You can serialize any anonymous function, composition, partial application, list, or completed future (you can't serialize a running future for obvious reasons). To do that, use the ref_snapshot function, which returns the filename of a heap-allocated tar.gz file:

$ f=$(fn x 'echo $((x + 1))')
$ g=$(comp $f $f)
$ h=$(comp $g $f)
$ ref_snapshot $h
/tmp/blheap-12328-29f272454ea973c4561b2d1238957b7d0b2c/snapshot_u2C3u3QXO3cRpQ
$ tar -tvf $(ref_snapshot $h)
-rwx------ spencertipping/spencertipping 44 2012-10-11 23:01 /tmp/blheap-12328-29f272454ea973c4561b2d1238957b7d0b2c/fn_mm7fTv75AQZ4lf
-rwx------ spencertipping/spencertipping 174 2012-10-11 23:01 /tmp/blheap-12328-29f272454ea973c4561b2d1238957b7d0b2c/fn_oiKxIgZQwPnmTD
-rwx------ spencertipping/spencertipping 174 2012-10-11 23:01 /tmp/blheap-12328-29f272454ea973c4561b2d1238957b7d0b2c/fn_Uq2O7rtISqbfw3
$

This tar.gz file will be garbage-collected just like any other object. You can extract a heap snapshot on the same or a different machine by using tar -xzPf, or by using ref_intern:

$ def f $(comp ...)
$ scp $(ref_snapshot $BASH_LAMBDA_HEAP/f) other-machine:snapshot
$ ssh other-machine
other-machine$ ref_intern snapshot
other-machine$ original-heap-name/f

Notice that you'll need to communicate not only the function's data but also its name; ref_snapshot and ref_intern are low-level functions that aren't designed to be used directly for remoting (though they probably do most of the work). The remote function uses ref_snapshot under the hood and takes care of most of the details of running stuff remotely.

Inspecting heap state

You can see how much memory the heap is using by running heap_stats:

$ heap_stats
heap size:           120K
objects:             54
permanent:           54
$

You can also inspect the root set and find the immediate references for any object:

$ gc_roots | ref_children
/tmp/blheap-xxxx-xxxxxxxxxxx/gc_roots
/tmp/blheap-xxxx-xxxxxxxxxxx/gc_roots
/tmp/blheap-xxxx-xxxxxxxxxxx/gc_roots
$ add=$(fn x y 'echo $((x + y))')
$ echo $add
/tmp/blheap-xxxx-xxxxxxxxxxx/fn_xxxx_xxxxxxxxx
$ cat $(partial $add 5) | gc_refs
/tmp/blheap-xxxx-xxxxxxxxxxx/fn_xxxx_xxxxxxxxx
$

The output of ref_children includes weak references. You can detect weak or fictitious references by looking for slashes in whatever follows $BASH_LAMBDA_HEAP/:

$ is_real_ref=$(fn x '[[ ! ${x##$BASH_LAMBDA_HEAP/} =~ / ]]')
$ $is_real_ref $is_real_ref || echo not real
$ $is_real_ref $(weak_ref $is_real_ref) || echo not real
not real
$

If you need the full transitive closure, you can use ref_closure. This function encapsulates the algorithm used by the GC to find live references.

Pinning objects

The root set is built from all variables you have declared in your shell and all running processes. This includes any functions you've written, etc. However, there may be cases where you need to pin a reference so that it will never be collected. You can do this using bash_lambda_gc_pin, or just gc_pin for short:

$ pinned_function=$(gc_pin $(fn x 'echo $x'))
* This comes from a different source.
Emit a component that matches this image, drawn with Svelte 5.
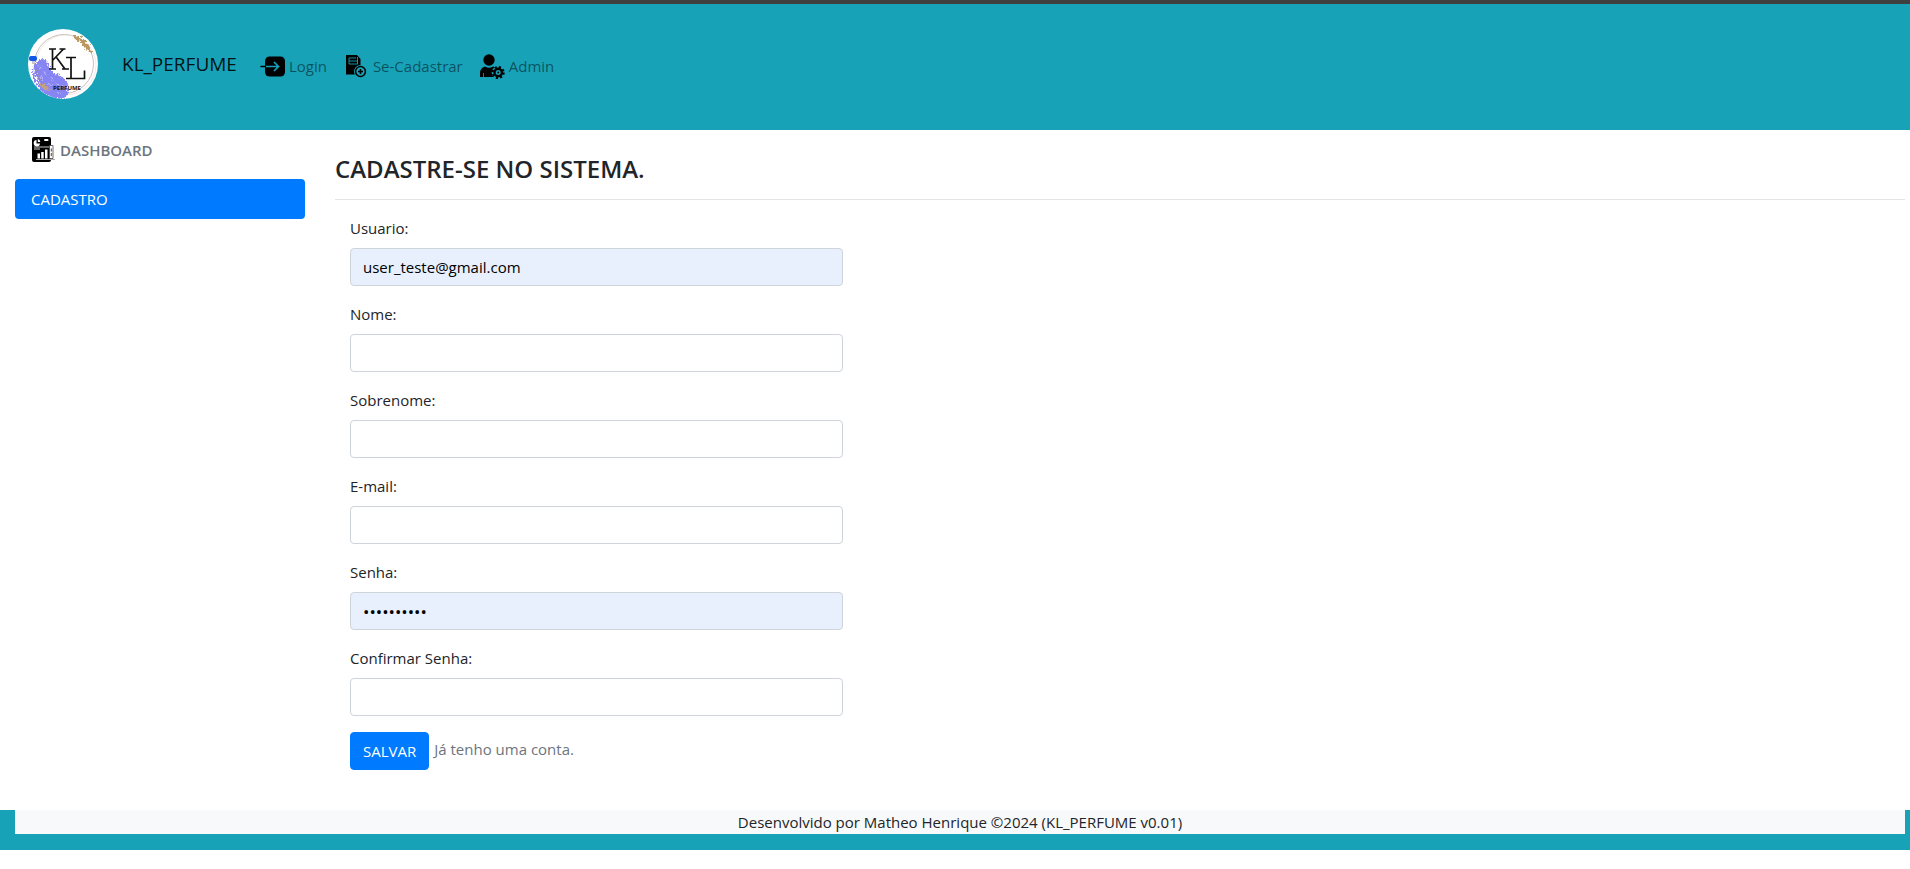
<script>
  let fields = $state([
    { id: 'usuario', label: 'Usuario:', type: 'text', value: 'user_teste@gmail.com', filled: true },
    { id: 'nome', label: 'Nome:', type: 'text', value: '', filled: false },
    { id: 'sobrenome', label: 'Sobrenome:', type: 'text', value: '', filled: false },
    { id: 'email', label: 'E-mail:', type: 'email', value: '', filled: false },
    { id: 'senha', label: 'Senha:', type: 'password', value: '1234567890', filled: true },
    { id: 'confirmar', label: 'Confirmar Senha:', type: 'password', value: '', filled: false }
  ]);
</script>

<div class="page">
  <header>
    <a class="brand" href="#home">
      <svg class="logo" viewBox="0 0 70 70" aria-hidden="true">
        <defs>
          <clipPath id="disc"><circle cx="35" cy="35" r="35" /></clipPath>
          <filter id="rough" x="-20%" y="-20%" width="140%" height="140%">
            <feTurbulence type="fractalNoise" baseFrequency="0.45" numOctaves="3" seed="4" />
            <feDisplacementMap in="SourceGraphic" scale="7" xChannelSelector="R" yChannelSelector="G" />
          </filter>
        </defs>
        <circle cx="35" cy="35" r="35" fill="#fff" />
        <g clip-path="url(#disc)">
          <circle cx="36" cy="35" r="29.500" fill="none" stroke="#c9bdb8" stroke-width="1" />
          <circle cx="38" cy="36" r="30" fill="none" stroke="#e3dcda" stroke-width="0.6" />
          <g filter="url(#rough)">
            <path d="M9 33 Q15 27 20 33 Q21 42 29 46 Q38 48 40 57 Q42 65 35 70 Q24 71 16 64 Q5 56 4 45 Q4 36 9 33Z" fill="#8785f3" />
            <path d="M11 37l3 2M16 42l2 3M22 49l4 2M28 54l3 3M20 55l3 1M12 47l2 3M30 64l3 1M36 56l1 3" stroke="#b5b4fa" stroke-width="1.500" />
            <path d="M5 40l2 4M7 47l2 3M9 52l1 3M4 50l3 5" stroke="#fff" stroke-width="2" />
            <path d="M8 40 Q10 46 12 52" fill="none" stroke="#9b86a4" stroke-width="1.500" stroke-dasharray="2 1" />
            <path d="M12 53 Q18 56 24 61 L20 62 Q15 60 11 56Z" fill="#c1a083" />
            <path d="M46 6 Q59 8 64 24 Q58 22 55 16 Q51 12 46 9Z" fill="#bd9760" />
          </g>
          <rect x="1" y="27" width="8" height="5" rx="2" fill="#1556e6" />
          <path d="M5 32v3" stroke="#8b87b8" stroke-width="1" />
        </g>
        <g fill="none" stroke="#111" stroke-width="1.7">
          <path d="M21 20h7M21 40h7M24.5 20v20M31.500 20h6M35.500 20L25 31M28.500 28.500L37 40M34 40h7" />
          <path d="M38 28.500h10M43 28.500v21M38 49.500h18.500v-8" />
        </g>
        <text x="25" y="61" class="logo-text">PERFUME</text>
      </svg>
      <span>KL_PERFUME</span>
    </a>
    <nav>
      <a href="#login">
        <svg class="icon" viewBox="0 0 25 25" aria-hidden="true">
          <rect x="5" y="2.500" width="20" height="20" rx="4.500" />
          <path d="M1 12.500h5" stroke="#000" stroke-width="1.500" stroke-linecap="round" />
          <path d="M6 12.500h12.500M14 8l4.500 4.500L14 17" fill="none" stroke="#17a2b8" stroke-width="1.700" />
        </svg>
        Login
      </a>
      <a href="#cadastrar">
        <svg class="icon" viewBox="0 0 25 25" aria-hidden="true">
          <path d="M2 1h11l3.500 4v15.500H2z" />
          <path d="M5 4h7M5 7h9M5 10h9M5 4v6M13.500 3v7" fill="none" stroke="#17a2b8" stroke-width=".9" />
          <circle cx="16.500" cy="17.500" r="6.500" fill="#17a2b8" />
          <circle cx="16.500" cy="17.500" r="4.900" fill="none" stroke="#000" stroke-width="1.500" />
          <path d="M16.500 15v5M14 17.500h5" stroke="#000" stroke-width="1.600" />
        </svg>
        Se-Cadastrar
      </a>
      <a href="#admin">
        <svg class="icon" viewBox="0 0 25 25" aria-hidden="true">
          <circle cx="9" cy="6" r="5.700" />
          <path d="M0 23v-4q0-5 5-6.500q4 2.500 8 0q3 .7 4 3v7.500z" />
          <path d="M3.500 19v4" stroke="#17a2b8" stroke-width=".8" />
          <circle cx="18.200" cy="18.500" r="6.500" fill="#17a2b8" />
          <circle cx="18.200" cy="18.500" r="3.700" fill="none" stroke="#000" stroke-width="2.400" />
          <circle cx="18.200" cy="18.500" r="5.500" fill="none" stroke="#000" stroke-width="2" stroke-dasharray="2.160 2.160" />
          <circle cx="18.200" cy="18.500" r="1" />
        </svg>
        Admin
      </a>
    </nav>
  </header>

  <div class="columns">
    <aside>
      <a class="dashboard" href="#dashboard">
        <svg class="icon" viewBox="0 0 25 25" aria-hidden="true">
          <rect x="1" y="0" width="19" height="25" rx="2" />
          <path d="M5.500 3v3.500h3.500a3.200 3.200 0 1 1-3.500-3.500z" fill="#fff" />
          <path d="M6.800 2a3 3 0 0 1 2.500 3H6.800z" fill="#fff" />
          <rect x="13" y="2" width="4.500" height="2" rx="1" fill="#fff" />
          <path d="M3 10h15M3 12h6" stroke="#fff" stroke-width=".8" />
          <path d="M6.500 21.500v-5h2.500v5zM10.200 21.500v-6.500h2.500v6.500zM14 21.500V12.500h2.500v9z" fill="#fff" />
          <path d="M18.500 21.500V8.500h3.500v13z" fill="#fff" stroke="#444" stroke-width=".8" />
          <path d="M20.300 11.500v3M20.300 16v3" stroke="#000" stroke-width=".7" />
          <path d="M5 22.500h19" stroke="#aaa" stroke-width="1" />
        </svg>
        DASHBOARD
      </a>
      <a class="active" href="#cadastro">CADASTRO</a>
    </aside>

    <main>
      <h1>CADASTRE-SE NO SISTEMA.</h1>
      <hr />
      <form onsubmit={(e) => e.preventDefault()}>
        {#each fields as field (field.id)}
          <div class="group">
            <label for={field.id}>{field.label}</label>
            <input id={field.id} type={field.type} class:filled={field.filled} autocomplete="off" bind:value={field.value} />
          </div>
        {/each}
        <div class="actions">
          <button type="submit">SALVAR</button>
          <a href="#login">Já tenho uma conta.</a>
        </div>
      </form>
    </main>
  </div>

  <footer>
    <p>Desenvolvido por Matheo Henrique ©2024 (KL_PERFUME v0.01)</p>
  </footer>
</div>

<style>
  :global(body) {
    margin: 0;
    background: #fff;
  }
  .page,
  .page * {
    box-sizing: border-box;
  }
  .page {
    font-family: 'Segoe UI', 'Open Sans', 'Noto Sans', sans-serif;
    font-size: 15px;
    line-height: 24px;
    color: #212529;
    border-top: 4px solid #3f3f3f;
  }
  a {
    text-decoration: none;
  }
  header {
    display: flex;
    align-items: center;
    background: #17a2b8;
    padding: 25px 28px 31px;
  }
  .brand {
    display: flex;
    align-items: center;
    gap: 24px;
    margin-right: 23px;
    font-size: 19px;
    line-height: 30px;
    color: rgba(0, 0, 0, 0.9);
  }
  .logo {
    width: 70px;
    height: 70px;
    display: block;
  }
  .logo-text {
    font-family: 'Open Sans', sans-serif;
    font-size: 6px;
    font-weight: 700;
    fill: #111;
  }
  nav {
    display: flex;
    gap: 17px;
    padding-top: 4px;
  }
  nav a {
    display: flex;
    align-items: center;
    gap: 4px;
    color: rgba(0, 0, 0, 0.5);
  }
  .icon {
    width: 25px;
    height: 25px;
    flex: none;
    fill: #000;
  }
  .columns {
    display: grid;
    grid-template-columns: calc((100% + 15px) / 6) minmax(0, 1fr);
    padding-right: 5px;
  }
  aside {
    display: flex;
    flex-direction: column;
    gap: 8px;
    padding: 0 15px;
  }
  aside a {
    display: flex;
    align-items: center;
    padding: 8px 16px;
    border-radius: 4px;
  }
  aside .dashboard {
    gap: 4px;
    padding: 7px 16px 9px;
    font-weight: 600;
    color: #6c757d;
  }
  aside .active {
    background: #007bff;
    color: #fff;
  }
  main {
    padding: 24px 0 40px 15px;
  }
  h1 {
    margin: 0;
    font-size: 24px;
    line-height: 29px;
    font-weight: 600;
  }
  hr {
    margin: 16px 0;
    border: 0;
    border-top: 1px solid rgba(0, 0, 0, 0.1);
  }
  form {
    width: 33.3333%;
    padding: 0 15px;
  }
  .group {
    display: flex;
    flex-direction: column;
    gap: 8px;
    margin-bottom: 16px;
  }
  input {
    width: 100%;
    height: 38px;
    padding: 6px 12px;
    border: 1px solid #ced4da;
    border-radius: 4px;
    background: #fff;
    font: inherit;
    color: #000;
  }
  input[type='password'] {
    font-size: 17px;
  }
  input.filled {
    background: #e8f0fe;
  }
  .actions {
    display: flex;
    gap: 5px;
    align-items: flex-start;
  }
  button {
    padding: 6px 12px;
    border: 1px solid #007bff;
    border-radius: 4px;
    background: #007bff;
    font: inherit;
    color: #fff;
  }
  .actions a {
    padding-top: 5px;
    color: #6c757d;
  }
  footer {
    background: #17a2b8;
    padding: 0 5px 16px 15px;
  }
  footer p {
    margin: 0;
    background: #f8f9fa;
    text-align: center;
  }
</style>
You can use an analogous function, unpin, to remove something's pinned status:

$ f=$(gc_unpin $pinned_function)

(gc_pin and gc_unpin return the value you give them for convenience, but side-effectfully change its status within the garbage collector)

Weak references

You can construct a weak reference to anything in the heap using weak_ref:

$ f=$(fn x 'echo hi')
$ g=$(weak_ref $f)
$ $f
hi
$ $g
hi
$ unset f
$ $g
hi
$ bash_lambda_gc
1 36
$ $g
no such file or directory
$

Weak references (and all references, for that matter) can be checked using bash's -e test:

$ f=$(fn x 'echo hi')
$ exists=$(fn name '[[ -e $name ]] && echo yes || echo no')
$ $exists $f
yes
$ g=$(weak_ref $f)
$ $exists $g
yes
$ unset f
$ bash_lambda_gc
1 36
$ $exists $g
no
$

Limits of concurrent GC in bash

Bash-lambda doesn't own its heap and memory space the same way that the JVM does. As a result, there are a few cases where GC will be inaccurate, causing objects to be collected when they shouldn't. So far these cases are:

  1. The window of time between parameter substitution and command invocation. Allocations made by those parameter substitutions will be live but may be collected anyway since they are not visible in the process table.
  2. By extension, any commands that have delayed parts: sleep 10; map $(fn ...) $xs. We can't read the memory of the bash process, so we won't be able to know whether the $(fn) is still in the live set. This is incorrect. Based on some tests I ran, $() expressions inside delayed commands are evaluated only once the delayed commands are. Therefore, the only cause of pathological delays would be something like this: cat $(fn 'echo hi'; sleep 10), which would delay the visibility of the $(fn) form.

Bash-lambda does its best to work around these problems, but there may still be edge cases. See src/gc for a full discussion of these issues, and please let me know if you run into bugs in the garbage collector.